The first step in doing so is to realize the dimensions of the problem. You can’t see every important film―not even if you do nothing else but watch film 18 hours a day, 365 days a year. So don’t try. The fact is, even if the film industry were to disappear tomorrow and no more films were ever made, you could survive to the ripe old age of 105 enjoying the films that have already been made.
Here’s another helpful hint: turn off the television. Television is to film as popcorn is to fois gras. One is very filling and usually fluffy; the other is intense and flavorful. TV reached a peak in the 1990s with inventive shows like Seinfeld and The Simpsons. Right now, the art is in the doldrums. You won’t miss anything. If something important happens on TV, we’ll call you. If you are an average American, this frees up eight hours of your day for more interesting pursuits.
But whatever you do, don’t panic. If you see one or two truly great movies a year, you are ahead of the game. Movies are a part of life, not life itself.

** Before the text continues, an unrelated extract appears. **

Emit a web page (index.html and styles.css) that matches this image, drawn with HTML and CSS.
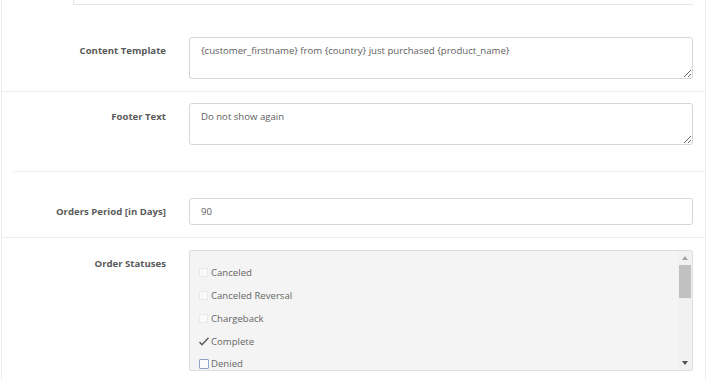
FILE: index.html
```html
<!DOCTYPE html>
<html>
<head>
<meta charset="utf-8">
<link rel="stylesheet" href="styles.css">
</head>
<body>
<div class="panel">
  <div class="top-stub"></div>

  <div class="row row-content">
    <label class="label">Content Template</label>
    <div class="control">
      <textarea class="textarea">{customer_firstname} from {country} just purchased {product_name}</textarea>
    </div>
  </div>

  <div class="row row-footer">
    <label class="label">Footer Text</label>
    <div class="control">
      <textarea class="textarea">Do not show again</textarea>
    </div>
  </div>

  <div class="divider"></div>

  <div class="row row-period">
    <label class="label">Orders Period [in Days]</label>
    <div class="control">
      <input class="input" type="text" value="90">
    </div>
  </div>

  <div class="row row-statuses">
    <label class="label">Order Statuses</label>
    <div class="control">
      <div class="status-box">
        <ul class="status-list">
          <li class="status"><span class="cb cb-faded"></span>Canceled</li>
          <li class="status"><span class="cb cb-faded"></span>Canceled Reversal</li>
          <li class="status"><span class="cb cb-faded"></span>Chargeback</li>
          <li class="status"><span class="cb cb-checked"><svg width="10" height="9" viewBox="0 0 10 9"><polyline points="0.5,5 3,7.8 9.5,0.8" fill="none" stroke="#555" stroke-width="1.3"/></svg></span>Complete</li>
          <li class="status"><span class="cb cb-blue"></span>Denied</li>
        </ul>
        <div class="scrollbar">
          <div class="sb-btn"><span class="arrow-up"></span></div>
          <div class="sb-thumb"></div>
          <div class="sb-track"></div>
          <div class="sb-btn"><span class="arrow-down"></span></div>
        </div>
      </div>
    </div>
  </div>
</div>
</body>
</html>
```

FILE: styles.css
```css
html, body {
  margin: 0;
  padding: 0;
  background: #fff;
}
body {
  font-family: "Open Sans", "Liberation Sans", sans-serif;
  font-size: 9.6px;
  color: #555;
}
.panel {
  box-sizing: border-box;
  width: 705px;
  height: 380px;
  margin-left: 1px;
  border-left: 1px solid #ededed;
  border-right: 1px solid #ededed;
  overflow: hidden;
}
.top-stub {
  margin-left: 71px;
  width: 619px;
  height: 4px;
  border-left: 1px solid #e6e6e6;
  border-bottom: 1px solid #e6e6e6;
}
.row {
  display: flex;
  gap: 23px;
}
.label {
  box-sizing: border-box;
  width: 164px;
  flex: none;
  text-align: right;
  font-weight: 700;
  font-size: 9.6px;
  line-height: 14px;
  padding-top: 6.5px;
  color: #5a5a5a;
}
.control {
  width: 504px;
  flex: none;
}
.row-content {
  padding-top: 32px;
  padding-bottom: 12px;
  border-bottom: 1px solid #ededed;
}
.row-footer {
  padding-top: 11px;
  padding-bottom: 26px;
}
.divider {
  height: 1px;
  margin-left: 11px;
  background: #ededed;
}
.row-period {
  padding-top: 26px;
  padding-bottom: 12px;
  border-bottom: 1px solid #ededed;
}
.row-statuses {
  padding-top: 12px;
}
.textarea {
  display: block;
  box-sizing: border-box;
  width: 504px;
  height: 42px;
  margin: 0;
  padding: 5.5px 11px;
  border: 1px solid #d6d6d6;
  border-radius: 3px;
  font-family: "Open Sans", "Liberation Sans", sans-serif;
  font-size: 9.6px;
  line-height: 14px;
  color: #5e5e5e;
  background: #fff;
  resize: vertical;
  outline: none;
}
.input {
  display: block;
  box-sizing: border-box;
  width: 504px;
  height: 27px;
  margin: 0;
  padding: 0 11px;
  border: 1px solid #d6d6d6;
  border-radius: 3px;
  font-family: "Open Sans", "Liberation Sans", sans-serif;
  font-size: 9.6px;
  color: #5e5e5e;
  background: #fff;
  outline: none;
}
.status-box {
  box-sizing: border-box;
  display: flex;
  width: 504px;
  height: 121px;
  border: 1px solid #dedede;
  border-radius: 2px;
  background: #f4f4f4;
  overflow: hidden;
}
.status-list {
  flex: 1;
  list-style: none;
  margin: 0;
  padding: 10.5px 0 0 9px;
}
.status {
  display: flex;
  align-items: center;
  height: 22.75px;
  font-size: 9.6px;
  color: #666;
}
.cb {
  box-sizing: border-box;
  display: inline-flex;
  align-items: center;
  justify-content: center;
  width: 9px;
  height: 9px;
  margin-right: 3px;
  flex: none;
}
.cb-faded {
  border: 1px solid #e9e9e9;
  background: #f9f9f9;
}
.cb-checked {
  width: 10px;
  margin-right: 2px;
}
.cb-blue {
  width: 10px;
  height: 10px;
  margin-right: 2px;
  border: 1px solid #8ea6c6;
  border-radius: 1px;
  background: #fbfbfb;
}
.scrollbar {
  display: flex;
  flex-direction: column;
  width: 14px;
  flex: none;
  background: #f1f1f1;
}
.sb-btn {
  height: 14px;
  display: flex;
  align-items: center;
  justify-content: center;
  flex: none;
}
.arrow-up {
  width: 0;
  height: 0;
  border-left: 3.5px solid transparent;
  border-right: 3.5px solid transparent;
  border-bottom: 4px solid #a3a3a3;
}
.arrow-down {
  width: 0;
  height: 0;
  border-left: 3.5px solid transparent;
  border-right: 3.5px solid transparent;
  border-top: 4px solid #505050;
}
.sb-thumb {
  height: 33px;
  margin: 0 1px;
  background: #c1c1c1;
  flex: none;
}
.sb-track {
  flex: 1;
}
```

And having an appreciation for movies isn’t about logging the most hours possible in a multiplex recliner or wearing out the most membership cards at the local rental outlet. It’s about studying film as an art, being aware of the movies that you think will interest you, and viewing them as more than just escapist entertainment. It’s okay to watch films when you want to “get away from it all”―as long as you’re enjoying and appreciating them for your own reasons while also trying to enjoy and appreciate the hard work and meaning that went into their creation.